* [WHAT TO WORK ON]: What is the number of lines in these entries that include "this"? Write that number and no other text.

* [ENTRIES SUPPLIED]:
+===+
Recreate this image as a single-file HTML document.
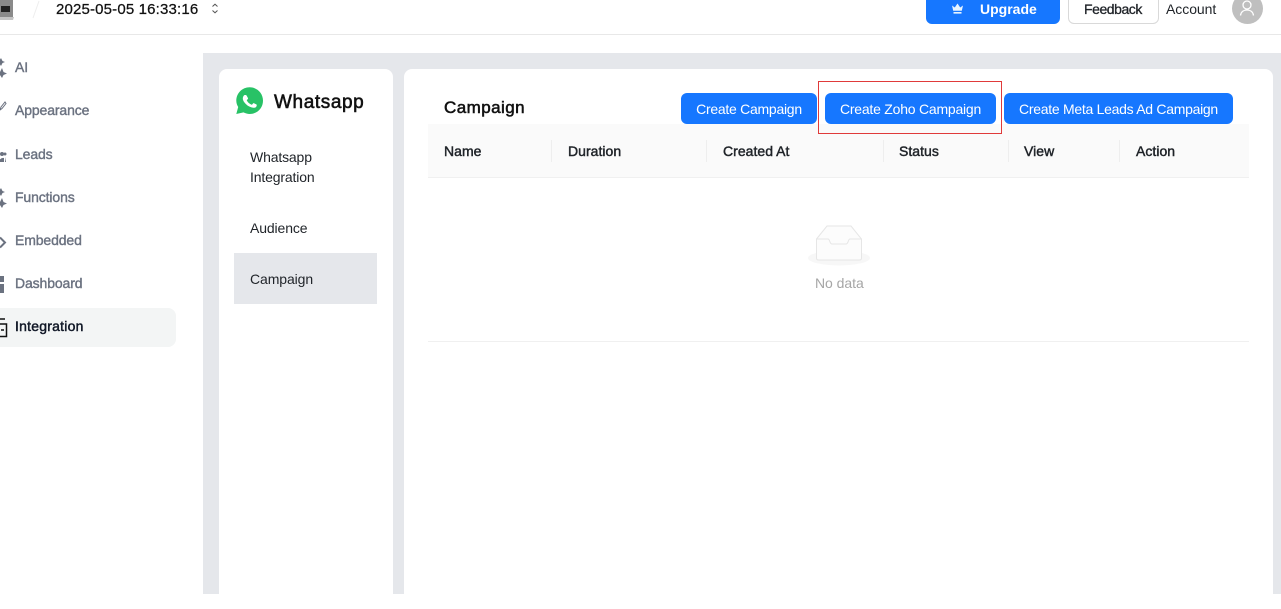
+===+
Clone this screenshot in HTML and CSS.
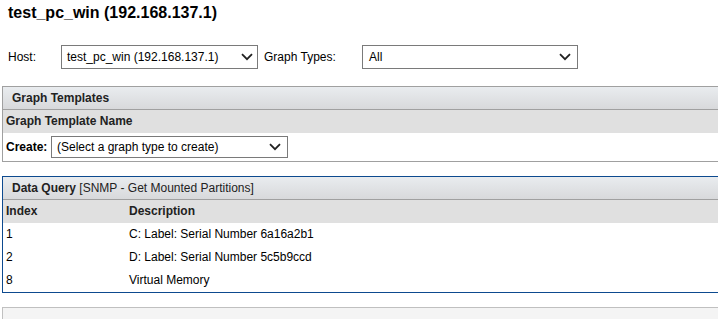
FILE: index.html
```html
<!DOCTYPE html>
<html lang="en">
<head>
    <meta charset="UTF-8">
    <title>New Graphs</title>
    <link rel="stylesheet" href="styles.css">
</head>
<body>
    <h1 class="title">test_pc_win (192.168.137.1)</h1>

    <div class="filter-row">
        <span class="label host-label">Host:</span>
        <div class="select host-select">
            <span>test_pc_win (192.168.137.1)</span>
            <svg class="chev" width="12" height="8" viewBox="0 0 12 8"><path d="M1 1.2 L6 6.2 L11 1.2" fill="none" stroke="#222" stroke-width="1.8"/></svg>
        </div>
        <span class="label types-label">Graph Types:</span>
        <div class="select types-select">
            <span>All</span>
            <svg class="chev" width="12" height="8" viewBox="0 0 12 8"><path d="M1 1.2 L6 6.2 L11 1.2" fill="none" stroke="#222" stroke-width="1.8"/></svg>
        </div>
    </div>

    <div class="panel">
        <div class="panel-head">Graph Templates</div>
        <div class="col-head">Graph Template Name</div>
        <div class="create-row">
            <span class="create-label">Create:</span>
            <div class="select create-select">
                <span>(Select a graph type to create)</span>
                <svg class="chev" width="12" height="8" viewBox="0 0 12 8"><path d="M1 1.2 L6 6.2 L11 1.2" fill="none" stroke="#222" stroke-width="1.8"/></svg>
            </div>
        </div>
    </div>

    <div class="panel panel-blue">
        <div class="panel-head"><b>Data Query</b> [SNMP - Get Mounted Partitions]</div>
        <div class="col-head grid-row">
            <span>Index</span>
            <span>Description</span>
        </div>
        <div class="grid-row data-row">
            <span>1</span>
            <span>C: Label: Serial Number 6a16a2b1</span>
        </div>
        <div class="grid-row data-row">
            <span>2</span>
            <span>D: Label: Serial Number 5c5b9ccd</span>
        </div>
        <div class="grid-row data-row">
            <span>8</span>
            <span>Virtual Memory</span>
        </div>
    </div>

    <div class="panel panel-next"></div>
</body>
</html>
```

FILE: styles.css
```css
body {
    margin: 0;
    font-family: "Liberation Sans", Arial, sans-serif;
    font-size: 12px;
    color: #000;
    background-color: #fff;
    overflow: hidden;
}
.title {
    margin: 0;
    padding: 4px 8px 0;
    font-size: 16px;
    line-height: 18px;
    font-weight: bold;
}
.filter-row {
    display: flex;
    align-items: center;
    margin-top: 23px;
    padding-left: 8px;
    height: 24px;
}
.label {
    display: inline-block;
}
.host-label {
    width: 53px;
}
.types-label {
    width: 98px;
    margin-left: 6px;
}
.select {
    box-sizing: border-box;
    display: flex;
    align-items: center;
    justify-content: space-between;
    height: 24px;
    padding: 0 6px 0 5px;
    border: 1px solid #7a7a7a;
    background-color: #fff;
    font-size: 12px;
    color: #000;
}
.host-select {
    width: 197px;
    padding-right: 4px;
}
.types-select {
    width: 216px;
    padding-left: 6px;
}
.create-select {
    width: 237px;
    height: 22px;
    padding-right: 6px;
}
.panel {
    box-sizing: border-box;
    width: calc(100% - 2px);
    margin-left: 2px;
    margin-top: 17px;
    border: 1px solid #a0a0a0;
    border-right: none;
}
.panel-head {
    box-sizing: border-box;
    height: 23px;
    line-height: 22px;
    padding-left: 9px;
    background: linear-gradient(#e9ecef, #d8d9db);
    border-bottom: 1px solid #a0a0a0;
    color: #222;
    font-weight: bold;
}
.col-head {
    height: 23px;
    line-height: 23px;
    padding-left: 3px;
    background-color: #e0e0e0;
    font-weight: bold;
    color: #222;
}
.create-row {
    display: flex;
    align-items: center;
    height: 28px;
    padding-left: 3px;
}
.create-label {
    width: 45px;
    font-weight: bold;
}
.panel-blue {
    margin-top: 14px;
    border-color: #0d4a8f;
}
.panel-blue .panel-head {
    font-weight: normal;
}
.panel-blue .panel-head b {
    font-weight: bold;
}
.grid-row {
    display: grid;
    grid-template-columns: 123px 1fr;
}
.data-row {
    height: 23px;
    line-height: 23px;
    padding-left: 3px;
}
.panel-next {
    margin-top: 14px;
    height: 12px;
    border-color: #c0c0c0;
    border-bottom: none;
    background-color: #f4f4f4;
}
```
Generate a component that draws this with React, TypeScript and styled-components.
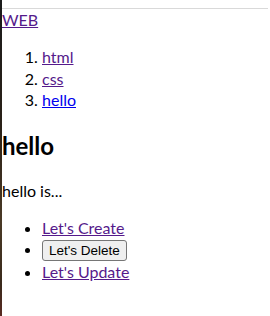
+===+
* [RESULT OF THE EXERCISE]: 3